Memo untuk mengaktifkan lagi kampus penjual ijazah bodong ini bertentangan dari klaim Menteri Nasir yang mengatakan sudah menutup kampus tersebut dan tidak akan menolerir hal seperti itu. Faktanya, justru staf khusus dia sendiri yang ikut mengaktifkan kampus tersebut.
Pada 24 September 2018, Maktub kembali memberikan memo kepada Totok dalam surat klarifikasi STMIK Triguna Utama atas pemberitaan media online Tangerang Ekspres berjudul "4 Tahun Kuliah, Tak Bisa Wisuda".
Klarifikasi itu terkait sejumlah mahasiswa STMIK Triguna Utama yang belajar di kelas jauh dan tidak terdaftar di kampus bersangkutan serta pangkalan data Dikti. Di bawah surat itu, ada tulisan tangan Maktub: “Yth, Pak Totok, kalau sudah sesuai aturan, mohon dibantu! Tks.”
Hasil memo itu: mahasiswa kelas jauh STMIK Triguna Utama yang tidak terdaftar dan diakui oleh kampus kini sudah diwisuda pada Maret 2018.
[Maktub saat ditanya kembali oleh Tirto mengenai perannya dalam kasus ini membantah temuan Tirto. Menurutnya, memo yang dia tulis untuk Totok adalah upaya agar proses mengaktifkan kembali kampus bermasalah tidak lamban.
"Anda salah memberitakan. Saya tidak perlu bicara di sini. Nanti di pengadilan, supaya terbuka [siapa yang salah]. Anda harus bertanggung jawab," katanya, (27/11), yang mengancam akan mempidanakan wartawan Tirto.]

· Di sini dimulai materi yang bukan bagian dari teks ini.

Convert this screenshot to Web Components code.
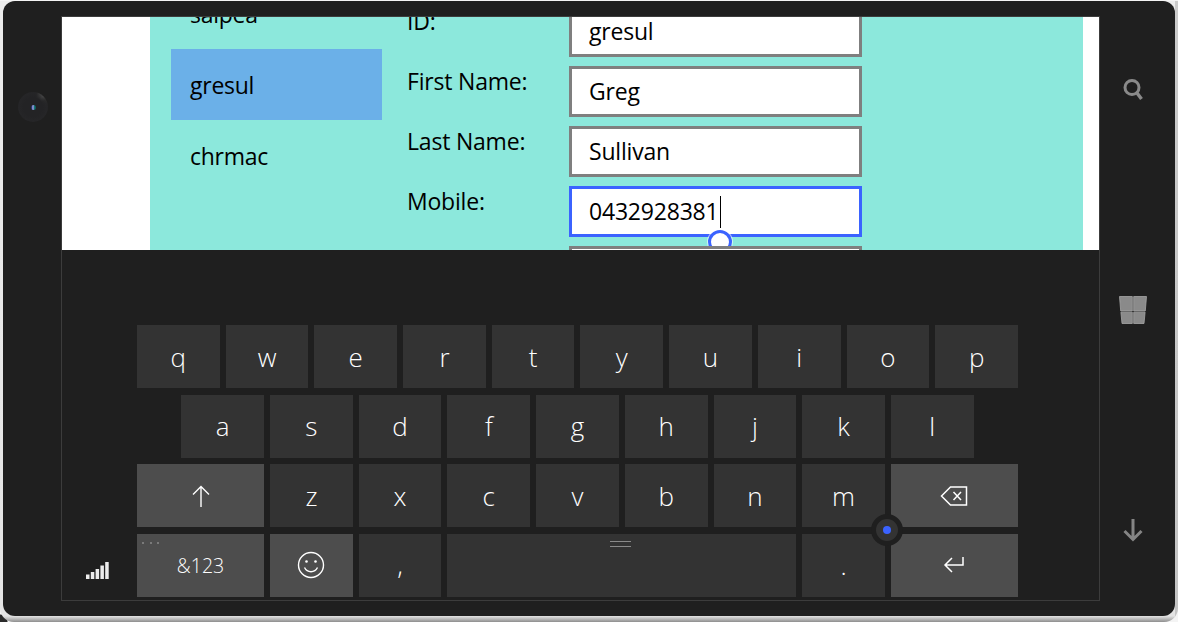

Soal Dugaan Plagiat Rektor UNNES
Selain membantah praktik jual beli ijazah bodong, Menteri Nasir membantah soal tuduhan plagiarisme Rektor Universitas Negeri Semarang, Fathur Rokhman.
“Plagiasi itu sudah selesai, enggak ada,” kata Nasir.
Nasir menjelaskan kasus plagiat itu bertahap dari tahun 2002 sampai 2004. Pada 2002, Fathur membuat penelitian lalu laporannya diberikan kepada mahasiswa sebagai contoh membuat laporan penelitian.
“Dan laporan penelitian oleh dosen ini dipublikasikan. Mahasiswa ikut mempublikasikan dari karya dosen itu. Siapa yang plagiat di sini? Mahasiswa atau dosen? Ini karya dosen. Ini yang terjadi,” kata Nasir.
Jika merujuk pada kronologi tahun yang disebut oleh Nasir, maka ini adalah kasus dugaan plagiat antara Fathur dan Anif Rida. Hasil kerja Tim Independen menemukan Fathur memang tidak melakukan plagiat terhadap karya milik Anif Rida, tapi justru sebaliknya.
Penelitian Fathur yang tidak terbukti plagiat itu berjudul "Kode Bahasa dalam Interaksi Santri: Kajian Sosiolinguistik di Pesantren Banyumas," diterbitkan Jurnal LITERA pada 2004.
Namun, untuk laporan penelitian Fathur berjudul "Pilihan Ragam Bahasa dalam Interaksi Sosial pada Ranah Agama di Pesantren Banyumas: Kajian Sosiolinguistik", yang diterbitkan UNNES pada November 2002, memiliki kesamaan lebih dari 75 persen dari skripsi Ristin Setiyani (2001), berjudul "Pilihan Ragam Bahasa dalam Wacana Laras Agama Islam di Pondok Pesantren Islam Salafi Al-Falah Mangunsari Banyumas."
Abdul Wahid Maktub, Staf Khusus Menteri Nasir, juga membela Fathur Rokhman dalam wawancara dengan Tirto.
Tuduhan plagiat terhadap Fathur, menurut Maktub, "karena [ada] persaingan. Ada pihak lain menuduh calon rektor plagiat. Tapi enggak terbukti. Jadi itu kemudian dibesar-besarkan."
Namun, dalam dokumen Tim Kajian untuk UNNES yang ditujukan kepada Menteri Nasir bertanggal 14 September 2018 yang diperoleh Tirto, laporan ini menyebutkan bahwa secara kronologis, dari 2001-2005, "hasil karya Fathur Rokhman menunjukkan [dia] melakukan perbuatan tidak jujur (fraud) sebagai seorang akademisi secara sistemik dengan melakukan plagiat terhadap karya skripsi Ristin Setiyani (2001) dengan double publication, self-plagiarism, copy-paste, menyuruh dan membiarkan mahasiswa menjiplak. Bahkan tindakan fraud ini masih terulang di tahun 2018."
Kesimpulan Tim, "Fathur memiliki integritas dan etika akademik yang rendah."